Keep only the lines that hold the string "components", filtering out the rest of the entries below.
* BEGIN Supplied data *
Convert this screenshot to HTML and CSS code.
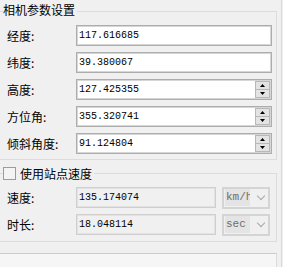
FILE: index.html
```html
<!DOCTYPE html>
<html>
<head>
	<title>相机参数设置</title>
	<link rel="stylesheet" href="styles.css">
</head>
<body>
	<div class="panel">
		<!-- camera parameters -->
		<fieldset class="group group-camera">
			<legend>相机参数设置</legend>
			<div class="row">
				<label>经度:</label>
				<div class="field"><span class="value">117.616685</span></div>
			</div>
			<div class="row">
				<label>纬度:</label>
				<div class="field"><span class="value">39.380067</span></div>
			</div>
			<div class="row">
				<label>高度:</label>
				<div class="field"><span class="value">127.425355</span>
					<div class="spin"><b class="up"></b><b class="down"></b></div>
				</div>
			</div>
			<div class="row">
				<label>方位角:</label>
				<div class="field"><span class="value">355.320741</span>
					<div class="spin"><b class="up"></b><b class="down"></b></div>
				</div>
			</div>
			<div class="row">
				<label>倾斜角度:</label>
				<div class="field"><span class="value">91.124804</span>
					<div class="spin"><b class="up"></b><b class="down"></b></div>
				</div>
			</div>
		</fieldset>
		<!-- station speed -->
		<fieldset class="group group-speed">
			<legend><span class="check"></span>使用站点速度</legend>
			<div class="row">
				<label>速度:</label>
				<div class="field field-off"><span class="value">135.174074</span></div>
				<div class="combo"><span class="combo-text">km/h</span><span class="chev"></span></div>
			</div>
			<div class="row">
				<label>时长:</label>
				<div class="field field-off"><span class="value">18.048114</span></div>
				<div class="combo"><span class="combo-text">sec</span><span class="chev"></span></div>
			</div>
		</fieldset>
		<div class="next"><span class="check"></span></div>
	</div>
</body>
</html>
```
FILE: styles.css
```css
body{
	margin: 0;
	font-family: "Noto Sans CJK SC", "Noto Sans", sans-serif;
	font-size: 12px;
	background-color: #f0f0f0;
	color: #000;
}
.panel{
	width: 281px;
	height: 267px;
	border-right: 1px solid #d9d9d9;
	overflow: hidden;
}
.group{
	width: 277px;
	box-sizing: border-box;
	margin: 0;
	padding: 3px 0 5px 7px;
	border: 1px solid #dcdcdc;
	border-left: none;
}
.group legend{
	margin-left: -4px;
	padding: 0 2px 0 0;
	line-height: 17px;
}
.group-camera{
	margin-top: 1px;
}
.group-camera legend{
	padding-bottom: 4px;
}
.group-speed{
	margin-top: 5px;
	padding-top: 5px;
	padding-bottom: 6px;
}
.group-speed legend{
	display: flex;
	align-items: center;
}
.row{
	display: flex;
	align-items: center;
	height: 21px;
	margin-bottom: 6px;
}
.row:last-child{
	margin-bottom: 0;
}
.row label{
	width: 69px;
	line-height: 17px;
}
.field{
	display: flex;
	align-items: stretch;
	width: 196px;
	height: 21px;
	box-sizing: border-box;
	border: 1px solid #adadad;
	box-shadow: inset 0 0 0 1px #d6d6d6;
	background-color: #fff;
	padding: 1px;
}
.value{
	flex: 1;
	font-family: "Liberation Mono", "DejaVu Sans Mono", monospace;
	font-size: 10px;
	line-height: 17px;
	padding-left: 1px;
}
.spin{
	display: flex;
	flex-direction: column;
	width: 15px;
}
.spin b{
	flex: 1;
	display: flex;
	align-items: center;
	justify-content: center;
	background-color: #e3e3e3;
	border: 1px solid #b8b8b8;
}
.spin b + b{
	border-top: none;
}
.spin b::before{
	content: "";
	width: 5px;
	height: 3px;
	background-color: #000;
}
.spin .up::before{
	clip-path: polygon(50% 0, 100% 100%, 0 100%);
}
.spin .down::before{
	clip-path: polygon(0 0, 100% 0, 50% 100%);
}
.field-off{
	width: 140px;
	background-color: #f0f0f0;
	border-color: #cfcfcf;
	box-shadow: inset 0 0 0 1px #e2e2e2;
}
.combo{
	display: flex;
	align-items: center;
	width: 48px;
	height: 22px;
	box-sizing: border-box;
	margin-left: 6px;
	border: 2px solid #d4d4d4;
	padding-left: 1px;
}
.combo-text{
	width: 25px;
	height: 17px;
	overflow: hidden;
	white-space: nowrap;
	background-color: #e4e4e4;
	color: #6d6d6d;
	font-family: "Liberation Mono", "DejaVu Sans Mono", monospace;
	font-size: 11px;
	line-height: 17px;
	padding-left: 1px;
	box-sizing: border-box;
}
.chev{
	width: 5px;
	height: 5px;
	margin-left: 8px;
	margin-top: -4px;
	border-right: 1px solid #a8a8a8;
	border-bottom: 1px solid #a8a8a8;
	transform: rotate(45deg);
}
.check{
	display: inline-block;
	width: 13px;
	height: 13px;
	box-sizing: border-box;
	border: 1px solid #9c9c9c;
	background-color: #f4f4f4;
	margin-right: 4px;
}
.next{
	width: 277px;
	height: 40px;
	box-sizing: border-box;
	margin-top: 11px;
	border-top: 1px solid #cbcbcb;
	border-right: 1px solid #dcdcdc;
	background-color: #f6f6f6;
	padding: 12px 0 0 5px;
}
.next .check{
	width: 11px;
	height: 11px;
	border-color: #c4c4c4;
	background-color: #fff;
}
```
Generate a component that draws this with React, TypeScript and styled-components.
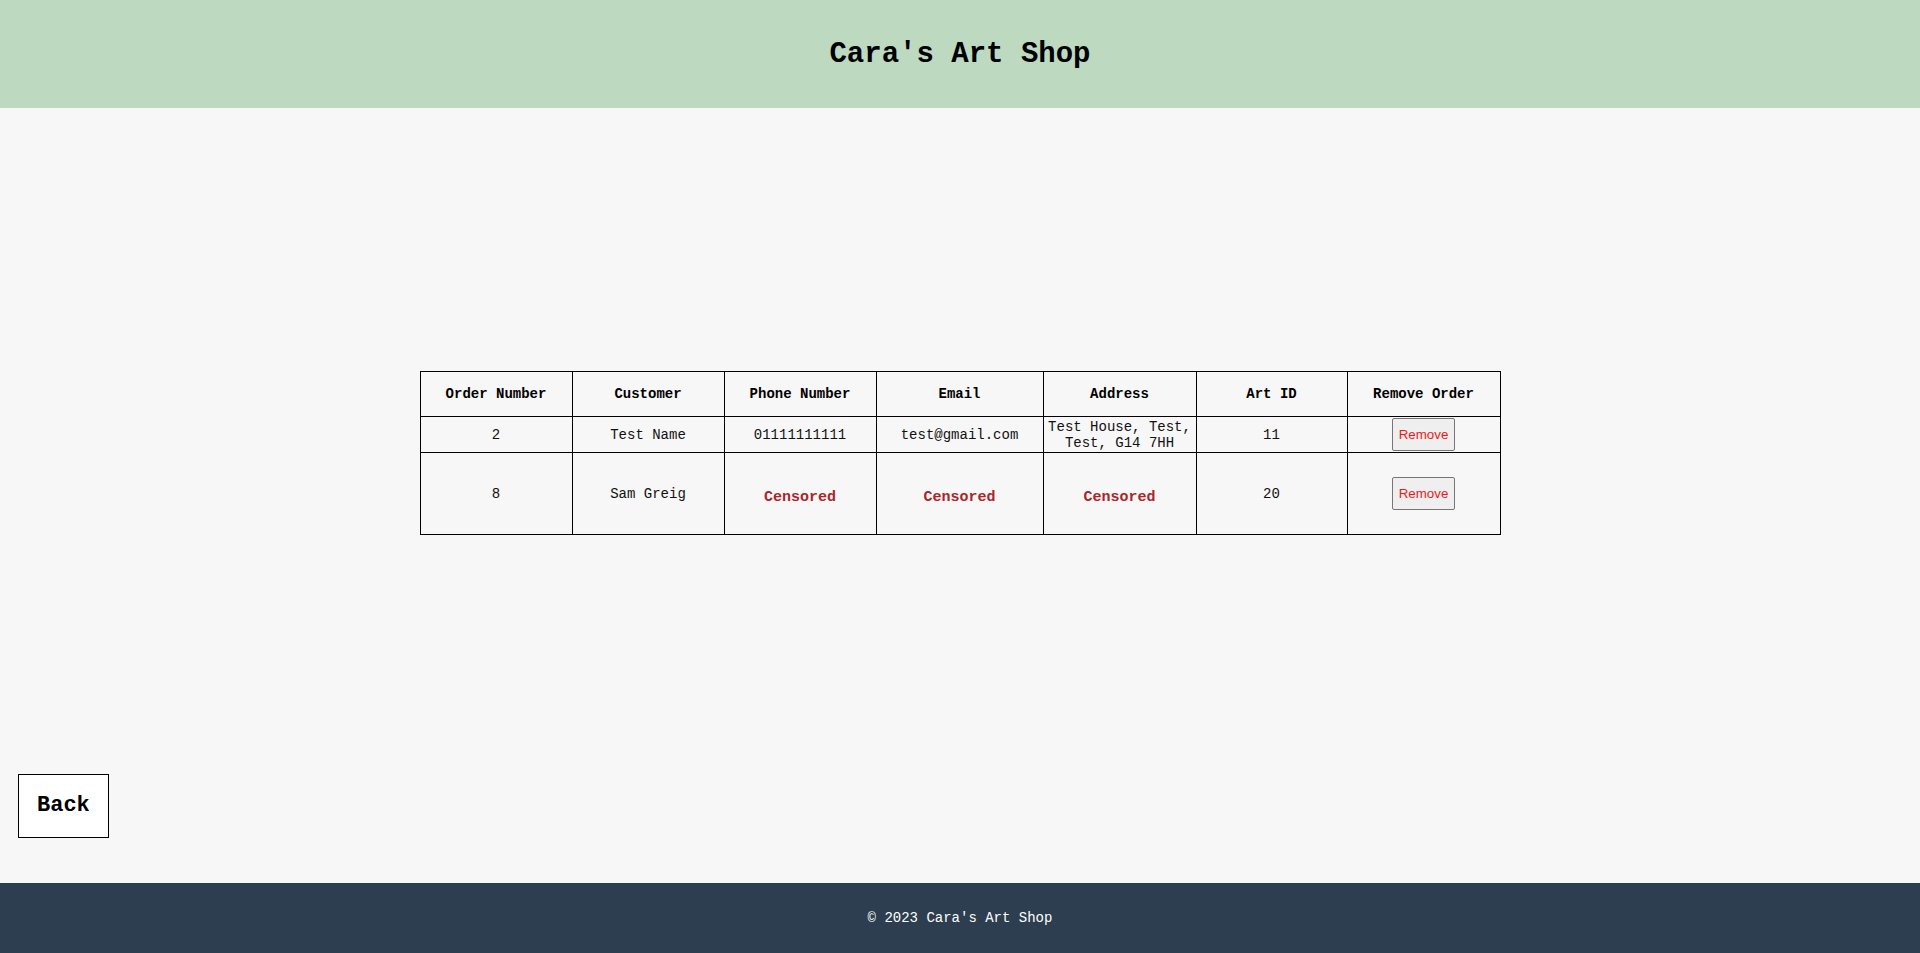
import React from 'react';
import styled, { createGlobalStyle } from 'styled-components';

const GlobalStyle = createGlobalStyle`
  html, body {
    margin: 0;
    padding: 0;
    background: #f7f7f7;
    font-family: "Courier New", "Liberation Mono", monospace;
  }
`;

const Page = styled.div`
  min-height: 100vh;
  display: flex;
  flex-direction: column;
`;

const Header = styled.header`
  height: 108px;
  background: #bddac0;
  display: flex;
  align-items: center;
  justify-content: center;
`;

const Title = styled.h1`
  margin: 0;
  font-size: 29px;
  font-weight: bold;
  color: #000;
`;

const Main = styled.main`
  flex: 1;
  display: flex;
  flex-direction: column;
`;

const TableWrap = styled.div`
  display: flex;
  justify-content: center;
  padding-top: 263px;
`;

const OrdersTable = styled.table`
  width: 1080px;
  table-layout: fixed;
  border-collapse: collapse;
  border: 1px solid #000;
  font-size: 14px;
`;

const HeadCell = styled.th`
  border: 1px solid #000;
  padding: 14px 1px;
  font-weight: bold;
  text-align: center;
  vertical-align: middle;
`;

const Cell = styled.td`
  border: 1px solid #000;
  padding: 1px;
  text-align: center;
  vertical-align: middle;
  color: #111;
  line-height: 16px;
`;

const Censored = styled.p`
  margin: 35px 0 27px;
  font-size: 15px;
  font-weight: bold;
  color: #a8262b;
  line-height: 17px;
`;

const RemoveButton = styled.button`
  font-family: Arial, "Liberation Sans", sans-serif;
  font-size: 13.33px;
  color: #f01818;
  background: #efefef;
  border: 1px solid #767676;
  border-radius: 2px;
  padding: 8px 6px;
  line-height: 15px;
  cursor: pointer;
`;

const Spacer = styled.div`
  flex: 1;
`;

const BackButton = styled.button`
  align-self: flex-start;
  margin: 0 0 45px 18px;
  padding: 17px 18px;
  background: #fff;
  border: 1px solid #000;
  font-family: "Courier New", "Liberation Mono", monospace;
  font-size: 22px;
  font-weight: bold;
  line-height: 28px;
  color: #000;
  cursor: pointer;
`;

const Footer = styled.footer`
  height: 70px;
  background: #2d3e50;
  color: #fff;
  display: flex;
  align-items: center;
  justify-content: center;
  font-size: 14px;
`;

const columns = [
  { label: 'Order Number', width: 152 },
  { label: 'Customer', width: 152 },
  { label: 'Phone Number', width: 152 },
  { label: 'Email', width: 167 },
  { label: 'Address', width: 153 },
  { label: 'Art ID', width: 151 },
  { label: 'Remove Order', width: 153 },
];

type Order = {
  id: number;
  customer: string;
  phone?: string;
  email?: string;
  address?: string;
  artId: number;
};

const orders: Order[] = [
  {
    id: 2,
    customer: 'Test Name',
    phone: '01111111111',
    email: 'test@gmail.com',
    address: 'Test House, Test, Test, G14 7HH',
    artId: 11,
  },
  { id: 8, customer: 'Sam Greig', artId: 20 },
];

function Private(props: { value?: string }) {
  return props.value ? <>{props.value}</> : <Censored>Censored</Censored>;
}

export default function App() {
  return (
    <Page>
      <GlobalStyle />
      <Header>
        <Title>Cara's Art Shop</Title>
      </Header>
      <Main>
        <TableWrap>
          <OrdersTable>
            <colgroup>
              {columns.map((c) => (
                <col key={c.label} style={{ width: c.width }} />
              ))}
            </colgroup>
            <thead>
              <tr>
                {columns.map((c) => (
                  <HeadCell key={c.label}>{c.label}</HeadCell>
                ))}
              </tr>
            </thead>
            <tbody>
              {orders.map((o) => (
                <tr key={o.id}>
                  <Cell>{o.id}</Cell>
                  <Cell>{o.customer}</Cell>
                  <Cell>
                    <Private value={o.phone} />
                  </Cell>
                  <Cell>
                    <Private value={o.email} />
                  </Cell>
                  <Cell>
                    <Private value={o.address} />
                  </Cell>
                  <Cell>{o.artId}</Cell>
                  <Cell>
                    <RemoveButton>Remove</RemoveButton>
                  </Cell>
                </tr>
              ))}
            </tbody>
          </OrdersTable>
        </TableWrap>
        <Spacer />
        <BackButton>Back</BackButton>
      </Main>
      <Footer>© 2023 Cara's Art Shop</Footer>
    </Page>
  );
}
* END Supplied data *
**The answer**.
Generate a component that draws this with React, TypeScript and styled-components.
import styled, { createGlobalStyle } from 'styled-components';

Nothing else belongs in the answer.